Infectious diseases and health threats do not respect borders; they move with people, and the rise of antimicrobial resistance only compounds the challenge. TB might currently affect people primarily in low- and middle-income countries, but it’s still a global issue. We’ve already seen recent examples of TB cases emerging in countries like the US.

Pharmaceutical companies can play a leading role in addressing global health challenges. Big pharma has a wealth of expertise, infrastructure, and talent. This vaccine is a strong example of what can be achieved through collaboration, and there’s a real opportunity for companies to do more, whether it’s through product development, sharing technologies, or supporting access initiatives. The partnership between GSK, Gates MRI, the Gates Foundation, and Wellcome is a model that others can follow.
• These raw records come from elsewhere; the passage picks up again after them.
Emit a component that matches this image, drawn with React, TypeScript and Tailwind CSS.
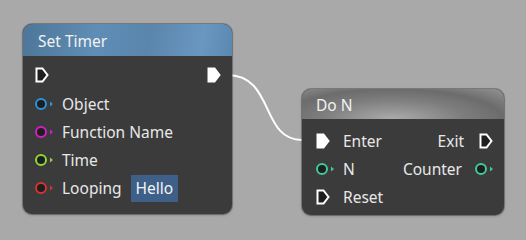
import React from "react";

type PinColor = string;

function ExecPin({ filled = false }: { filled?: boolean }) {
  return (
    <svg width="14" height="16" viewBox="0 0 14 16" className="shrink-0">
      <path
        d="M1.5 1.5 H7.5 L12.5 8 L7.5 14.5 H1.5 Z"
        fill={filled ? "#ffffff" : "#1e1e1e"}
        stroke="#ffffff"
        strokeWidth="2"
        strokeLinejoin="miter"
      />
    </svg>
  );
}

function DataPin({ color }: { color: PinColor }) {
  return (
    <svg width="19" height="12" viewBox="0 0 19 12" className="shrink-0">
      <circle cx="6" cy="6" r="5" fill="#1e1e1e" stroke={color} strokeWidth="2" />
      <path d="M15 3.5 L18 6 L15 8.5 Z" fill={color} />
    </svg>
  );
}

const label = "text-[15.5px] text-[#e8e8e8] leading-none pt-[2px]";

export default function App() {
  return (
    <div
      className="relative w-[526px] h-[240px] overflow-hidden bg-[#a9a9a9]"
      style={{ fontFamily: '"Noto Sans", "Open Sans", sans-serif' }}
    >
      {/* wire between the nodes */}
      <svg className="absolute left-0 top-0" width="526" height="240">
        <path d="M221 75 H227" stroke="#8a8a8a" strokeWidth="2" fill="none" />
        <path d="M227 75 C275 75, 260 140, 302 140" stroke="#ffffff" strokeWidth="2" fill="none" />
        <path d="M302 140 H314" stroke="#8a8a8a" strokeWidth="2" fill="none" />
      </svg>

      {/* Set Timer node */}
      <div className="absolute left-[23px] top-[24px] w-[209px] h-[190px] rounded-[9px] bg-[#3b3b3b] overflow-hidden shadow-[0_0_0_1px_rgba(70,70,70,0.45),0_1px_3px_rgba(0,0,0,0.25)]">
        <div className="h-[32px] flex items-center pl-[15px] pt-[4px] bg-[linear-gradient(100deg,#4d7698_0%,#5f8db5_35%,#5a86ad_60%,#6a97c0_85%,#5b88b0_100%)]">
          <span className="text-[15.5px] text-[#f2f2f2] leading-none">Set Timer</span>
        </div>
        <div className="pt-[5px]">
          <div className="h-[28px] flex items-center justify-between pl-[12px] pr-[11px]">
            <ExecPin />
            <ExecPin filled />
          </div>
          <div className="mt-[1px] flex flex-col">
            {[
              { name: "Object", color: "#2b92dc" },
              { name: "Function Name", color: "#d21fc4" },
              { name: "Time", color: "#8fd63a" },
            ].map((p) => (
              <div key={p.name} className="h-[28px] flex items-center pl-[12px] gap-[8px]">
                <DataPin color={p.color} />
                <span className={label}>{p.name}</span>
              </div>
            ))}
            <div className="h-[28px] flex items-center pl-[12px] gap-[8px]">
              <DataPin color="#d83232" />
              <span className={label}>Looping</span>
              <span className="ml-[1px] h-[27px] px-[5px] pt-[2px] flex items-center bg-[#3e5f88] text-[15.5px] text-[#f4f4f4] leading-none">
                Hello
              </span>
            </div>
          </div>
        </div>
      </div>

      {/* Do N node */}
      <div className="absolute left-[302px] top-[89px] w-[202px] h-[126px] rounded-[9px] bg-[#3b3b3b] overflow-hidden shadow-[0_0_0_1px_rgba(70,70,70,0.45),0_1px_3px_rgba(0,0,0,0.25)]">
        <div className="h-[30px] flex items-center pl-[14px] pt-[3px] bg-[radial-gradient(ellipse_at_45%_100%,#ababab_0%,#7e7e7e_45%,#6c6c6c_70%,#949494_100%)]">
          <span className="text-[15.5px] text-[#f2f2f2] leading-none">Do N</span>
        </div>
        <div className="pt-[8px] flex flex-col">
          <div className="h-[28px] flex items-center pl-[14px] pr-[11px]">
            <ExecPin filled />
            <span className={`${label} ml-[13px]`}>Enter</span>
            <span className={`${label} ml-auto mr-[15px]`}>Exit</span>
            <ExecPin />
          </div>
          <div className="h-[28px] flex items-center pl-[14px] pr-[10px]">
            <DataPin color="#3ccb9b" />
            <span className={`${label} ml-[8px]`}>N</span>
            <span className={`${label} ml-auto mr-[13px]`}>Counter</span>
            <DataPin color="#3ccb9b" />
          </div>
          <div className="h-[28px] flex items-center pl-[14px]">
            <ExecPin />
            <span className={`${label} ml-[13px]`}>Reset</span>
          </div>
        </div>
      </div>
    </div>
  );
}
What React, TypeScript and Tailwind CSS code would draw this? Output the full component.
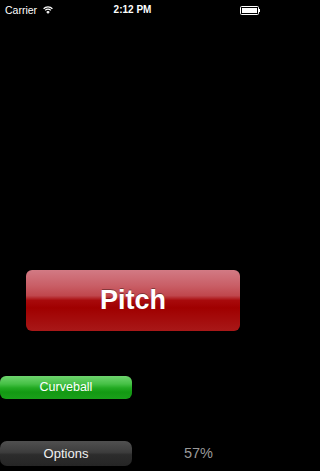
import React from 'react';

const font = { fontFamily: '"Liberation Sans", Arial, sans-serif' };

const StatusBar: React.FC = () => (
  <div className="relative flex h-5 items-center px-[5px] text-white" style={font}>
    <div className="flex items-center gap-[6px]">
      <span className="text-[10.5px] leading-none">Carrier</span>
      <svg width="10" height="8" viewBox="0 0 10 8" className="mb-[1px]">
        <path d="M0.6 2.8 A6.2 6.2 0 0 1 9.4 2.8" fill="none" stroke="white" strokeWidth="1.3" />
        <path d="M2.2 4.4 A3.9 3.9 0 0 1 7.8 4.4" fill="none" stroke="white" strokeWidth="1.3" />
        <path d="M3.7 5.9 A1.8 1.8 0 0 1 6.3 5.9 L5 7.4 Z" fill="white" stroke="white" strokeWidth="0.8" />
      </svg>
    </div>
    <span className="absolute left-0 right-0 text-center text-[10px] font-semibold leading-none">2:12 PM</span>
    <div className="ml-auto flex items-center">
      <div className="h-[9px] w-[19px] rounded-[1.5px] border border-white p-[1px]">
        <div className="h-full w-full bg-white" />
      </div>
      <div className="h-[3px] w-[1.5px] bg-white" />
    </div>
  </div>
);

const App: React.FC = () => {
  return (
    <div className="min-h-screen w-full bg-black">
      <div className="flex h-[471px] w-[265px] flex-col overflow-hidden bg-black" style={font}>
        <StatusBar />
        <button
          type="button"
          className="mx-[26px] mt-[250px] flex h-[61px] w-[214px] items-center justify-center rounded-[6px] bg-[linear-gradient(to_bottom,#d27a84_0%,#c95f67_25%,#c0474d_42%,#a80a0c_50%,#a00000_62%,#a81818_100%)] text-[27px] font-bold text-white [text-shadow:0_-1px_0_rgba(0,0,0,0.35)]"
        >
          Pitch
        </button>
        <button
          type="button"
          className="mt-[45px] flex h-[23px] w-[132px] items-center justify-center rounded-[6px] bg-[linear-gradient(to_bottom,#6fd56f_0%,#45c045_35%,#22aa22_52%,#139913_70%,#1a9f1a_100%)] text-[12.5px] text-white"
        >
          Curveball
        </button>
        <div className="mt-[42px] flex items-center">
          <button
            type="button"
            className="flex h-[25px] w-[132px] items-center justify-center rounded-[7px] bg-[linear-gradient(to_bottom,#505050_0%,#3d3d3d_45%,#2c2c2c_55%,#252525_100%)] text-[13px] text-[#f0f0f0]"
          >
            Options
          </button>
          <span className="flex-1 text-center text-[14.5px] text-[#9a9a9a]">57%</span>
        </div>
      </div>
    </div>
  );
};

export default App;
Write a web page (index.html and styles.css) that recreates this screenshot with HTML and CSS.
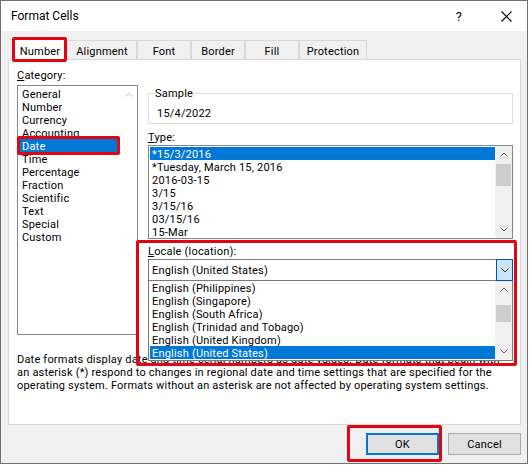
FILE: index.html
```html
<!DOCTYPE html>
<html>
<head>
<meta charset="utf-8">
<title>Format Cells</title>
<link rel="stylesheet" href="styles.css">
</head>
<body>
<div class="window">
  <div class="titlebar">
    <span class="title">Format Cells</span>
    <span class="help">?</span>
    <span class="close"><svg width="11" height="11" viewBox="0 0 11 11"><path d="M0.5 0.5L10.5 10.5M10.5 0.5L0.5 10.5" stroke="#000" stroke-width="1.1" fill="none"/></svg></span>
  </div>
  <div class="content">
    <div class="tabs">
      <div class="tab active">Number</div>
      <div class="tab t-align">Alignment</div>
      <div class="tab t-font">Font</div>
      <div class="tab t-border">Border</div>
      <div class="tab t-fill">Fill</div>
      <div class="tab t-prot">Protection</div>
    </div>
    <div class="panel">
      <div class="columns">
        <div class="category">
          <div class="label"><u>C</u>ategory:</div>
          <div class="listbox cat-list">
            <ul class="items">
              <li>General</li>
              <li>Number</li>
              <li>Currency</li>
              <li>Accounting</li>
              <li class="selected marked">Date</li>
              <li>Time</li>
              <li>Percentage</li>
              <li>Fraction</li>
              <li>Scientific</li>
              <li>Text</li>
              <li>Special</li>
              <li>Custom</li>
            </ul>
            <div class="scrollbar disabled">
              <span class="arrow"><svg width="8" height="5" viewBox="0 0 8 5"><path d="M0.5 4.5L4 1L7.5 4.5" stroke="#c4c4c4" fill="none"/></svg></span>
            </div>
          </div>
        </div>
        <div class="details">
          <fieldset class="sample">
            <legend>Sample</legend>
            <div class="sample-value">15/4/2022</div>
          </fieldset>
          <div class="label type-label"><u>T</u>ype:</div>
          <div class="listbox type-list">
            <ul class="items">
              <li class="selected">*15/3/2016</li>
              <li>*Tuesday, March 15, 2016</li>
              <li>2016-03-15</li>
              <li>3/15</li>
              <li>3/15/16</li>
              <li>03/15/16</li>
              <li>15-Mar</li>
            </ul>
            <div class="scrollbar">
              <span class="arrow"><svg width="8" height="5" viewBox="0 0 8 5"><path d="M0.5 4.5L4 1L7.5 4.5" stroke="#606060" fill="none"/></svg></span>
              <span class="thumb type-thumb"></span>
              <span class="spacer"></span>
              <span class="arrow"><svg width="8" height="5" viewBox="0 0 8 5"><path d="M0.5 0.5L4 4L7.5 0.5" stroke="#606060" fill="none"/></svg></span>
            </div>
          </div>
          <div class="locale">
            <div class="label"><u>L</u>ocale (location):</div>
            <div class="combo">
              <span class="combo-text">English (United States)</span>
              <span class="drop-btn"><svg width="8" height="5" viewBox="0 0 8 5"><path d="M0.5 0.5L4 4L7.5 0.5" stroke="#404040" fill="none"/></svg></span>
              <div class="dropdown">
                <ul class="items">
                  <li>English (Philippines)</li>
                  <li>English (Singapore)</li>
                  <li>English (South Africa)</li>
                  <li>English (Trinidad and Tobago)</li>
                  <li>English (United Kingdom)</li>
                  <li class="selected">English (United States)</li>
                </ul>
                <div class="scrollbar">
                  <span class="arrow"><svg width="8" height="5" viewBox="0 0 8 5"><path d="M0.5 4.5L4 1L7.5 4.5" stroke="#606060" fill="none"/></svg></span>
                  <span class="thumb drop-thumb"></span>
                  <span class="spacer"></span>
                  <span class="arrow"><svg width="8" height="5" viewBox="0 0 8 5"><path d="M0.5 0.5L4 4L7.5 0.5" stroke="#606060" fill="none"/></svg></span>
                </div>
              </div>
            </div>
          </div>
        </div>
      </div>
      <p class="desc">Date formats display date and time serial numbers as date values. Date formats that begin with<br>an asterisk (*) respond to changes in regional date and time settings that are specified for the<br>operating system. Formats without an asterisk are not affected by operating system settings.</p>
    </div>
    <div class="buttons">
      <button class="btn ok">OK</button>
      <button class="btn">Cancel</button>
    </div>
  </div>
</div>
</body>
</html>
```
FILE: styles.css
```css
* {
  box-sizing: border-box;
}

html,
body {
  margin: 0;
  padding: 0;
  background: #ffffff;
}

body {
  font-family: Roboto, "Noto Sans", sans-serif;
  font-size: 11px;
  line-height: 13px;
  letter-spacing: 0.2px;
  color: #000000;
}

.window {
  width: 528px;
  height: 464px;
  border: 1px solid #707070;
  background: #f0f0f0;
  display: flex;
  flex-direction: column;
}

.titlebar {
  flex: none;
  height: 30px;
  background: #ffffff;
  display: flex;
  align-items: center;
  padding: 1px 0 0 10px;
  font-size: 12px;
  letter-spacing: 0;
}

.title {
  flex: 1;
}

.help {
  font-size: 13px;
  margin-right: 39px;
}

.close {
  display: flex;
  margin-right: 15px;
}

.content {
  flex: 1;
  display: flex;
  flex-direction: column;
  padding: 7px 6px 0 7px;
}

/* tabs */
.tabs {
  display: flex;
  align-items: flex-end;
  height: 21px;
  padding-left: 5px;
  position: relative;
  z-index: 2;
}

.tab {
  height: 19px;
  border: 1px solid #d9d9d9;
  border-bottom: none;
  background: #f0f0f0;
  text-align: center;
  padding-top: 4px;
  width: 54px;
}

.tab.active {
  position: relative;
  height: 22px;
  margin-bottom: -1px;
  padding-top: 6px;
  background: #ffffff;
}

.tab.active::after {
  content: "";
  position: absolute;
  left: -2px;
  right: -1px;
  top: -2px;
  bottom: -2px;
  border: 3px solid #e20613;
  border-radius: 2px;
}

.t-align {
  width: 70px;
}

.t-prot {
  width: 68px;
}

/* panel */
.panel {
  flex: none;
  height: 366px;
  background: #ffffff;
  border: 1px solid #d9d9d9;
  padding: 8px 7px 0 8px;
  position: relative;
  z-index: 1;
}

.columns {
  display: grid;
  grid-template-columns: 121px 365px;
  column-gap: 10px;
}

.label {
  height: 13px;
  padding-top: 1px;
}

/* list boxes */
.listbox {
  display: flex;
  border: 1px solid #828790;
  background: #ffffff;
}

.items {
  list-style: none;
  margin: 0;
  flex: 1;
  min-width: 0;
}

.items li {
  height: 13px;
  padding: 1px 0 0 2px;
  white-space: nowrap;
  position: relative;
}

.items li.selected {
  background: #0078d7;
  color: #ffffff;
}

.cat-list {
  margin-top: 4px;
  height: 250px;
}

.cat-list .items {
  padding: 1px 0 0 2px;
}

.items li.marked::after {
  content: "";
  position: absolute;
  left: -3px;
  right: 0;
  top: -3px;
  bottom: -3px;
  border: 3px solid #e20613;
  border-radius: 2px;
}

.scrollbar {
  flex: none;
  width: 17px;
  background: #f0f0f0;
  display: flex;
  flex-direction: column;
}

.scrollbar.disabled {
  background: #ffffff;
}

.arrow {
  flex: none;
  height: 17px;
  display: flex;
  align-items: center;
  justify-content: center;
}

.thumb {
  flex: none;
  margin: 1px 1px 0 1px;
  background: #cdcdcd;
}

.spacer {
  flex: 1;
}

.type-thumb {
  height: 22px;
}

.drop-thumb {
  margin-top: 7px;
  height: 17px;
}

/* sample */
.sample {
  margin: 18px 0 0 0;
  padding: 7px 0 3px 6px;
  border: 1px solid #dcdcdc;
  min-width: 0;
}

.sample legend {
  padding: 1px 1px 0 0;
  line-height: 13px;
}

.sample-value {
  padding-left: 2px;
}

.type-label {
  margin-top: 6px;
}

.type-list {
  margin-top: 2px;
  height: 94px;
}

.type-list .items {
  padding: 1px 0 0 1px;
}

/* locale */
.locale {
  position: relative;
  margin-top: 5px;
}

.locale::after {
  content: "";
  position: absolute;
  left: -12px;
  right: -4px;
  top: -4px;
  height: 120px;
  border: 3px solid #e20613;
  border-radius: 2px;
  z-index: 5;
}

.combo {
  position: relative;
  margin-top: 2px;
  height: 22px;
  border: 1px solid #7a7a7a;
  display: flex;
  align-items: center;
  padding: 1px 0 0 3px;
}

.combo-text {
  flex: 1;
}

.drop-btn {
  position: absolute;
  right: -1px;
  top: -1px;
  width: 17px;
  height: 22px;
  background: #cce4f7;
  border: 1px solid #005499;
  display: flex;
  align-items: center;
  justify-content: center;
}

.dropdown {
  position: absolute;
  left: -1px;
  right: -1px;
  top: 21px;
  height: 80px;
  background: #ffffff;
  border: 1px solid #7a7a7a;
  border-top: none;
  display: flex;
  z-index: 4;
}

.dropdown .items {
  padding: 0 0 0 1px;
}

/* description */
.desc {
  margin: 18px 0 0 0;
  white-space: nowrap;
}

/* buttons */
.buttons {
  display: flex;
  justify-content: flex-end;
  gap: 9px;
  padding-top: 8px;
}

.btn {
  width: 73px;
  height: 22px;
  border: 1px solid #adadad;
  background: #e1e1e1;
  font-family: inherit;
  font-size: 11px;
  letter-spacing: 0.2px;
  color: #000000;
  padding: 1px 0 0 0;
  position: relative;
}

.btn.ok {
  border-color: #0078d7;
  box-shadow: inset 0 0 0 1px #0078d7;
}

.btn.ok::after {
  content: "";
  position: absolute;
  left: -20px;
  right: -4px;
  top: -9px;
  bottom: -8px;
  border: 3px solid #e20613;
  border-radius: 2px;
}
```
Ultimately, the message is simple: collaboration works. If more organizations come together with a shared purpose, we can make a real difference in tackling diseases that continue to cause so much harm around the world.

Final comments?

This study is a massive undertaking, and it would not be possible without the dedication and collaboration of many. I’d like to express my sincere thanks to my colleagues at Gates MRI; the trial participants and their families; the Principal Investigators and site staff; our contract research organizations and vendors; the Independent Data and Safety Monitoring Board; the Community Advisory Boards; the Scientific Advisory Boards; Ethics Committees; Health Authorities; and our funders. I am especially grateful to the Gates Foundation and Wellcome for their critical funding support.

And of course, I want to acknowledge GSK, not just for developing this vaccine over many years, but for continuing to collaborate with us closely throughout this next phase.

For me personally, this project is very close to my heart. I spent about a decade at Novartis and GSK, and I’ve brought that experience to Gates MRI to focus on diseases that disproportionately affect underserved populations and present significant challenges to global health. It’s an exciting time. This project means a lot to me, not only because of its scientific importance, but because of its potential to make a difference in the lives of millions.

I’m hopeful that the vaccine will prove effective, that it will be licensed, and that it will be used across the globe.